Water sprays suppress dust at transfer points, while wet scrubbers absorb particulates and gases using liquid droplets. They are effective but generate wastewater that requires treatment.

🏗️ Enclosures & Dust Suppression Systems

Enclosures, windbreaks, and chemical suppressants prevent dust from escaping during handling and storage. These methods are essential for controlling fugitive emissions in quarries and material yards.

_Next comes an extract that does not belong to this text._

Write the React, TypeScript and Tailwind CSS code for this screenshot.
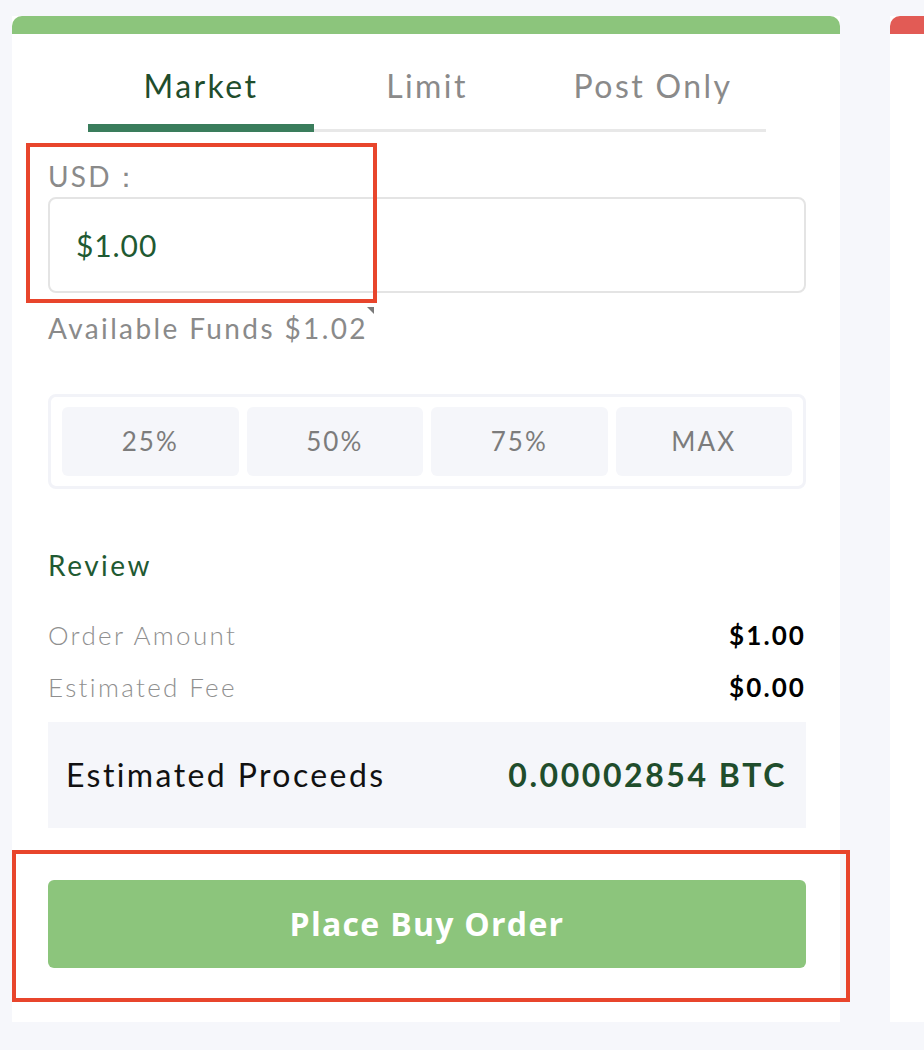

♻️ Waste Co‑Processing – Turning Waste into Energy

Cement kilns are excellent for the safe destruction and reuse of waste materials.

🔹 Benefits

• Energy recovery
• Material recovery
• Reduced landfill burden
• Lower fossil fuel use

🔹 Waste Types Used

• Liquid industrial waste
• Used oils
• Tyre‑derived fuel (TDF)
• Biomass
• Sludges with metals or organics

🔚 Final Thoughts

The cement manufacturing process is a remarkable combination of natural materials, high‑temperature chemistry, and precision engineering. From quarrying limestone to producing the final bag of cement, every step is optimized for quality, efficiency, and sustainability.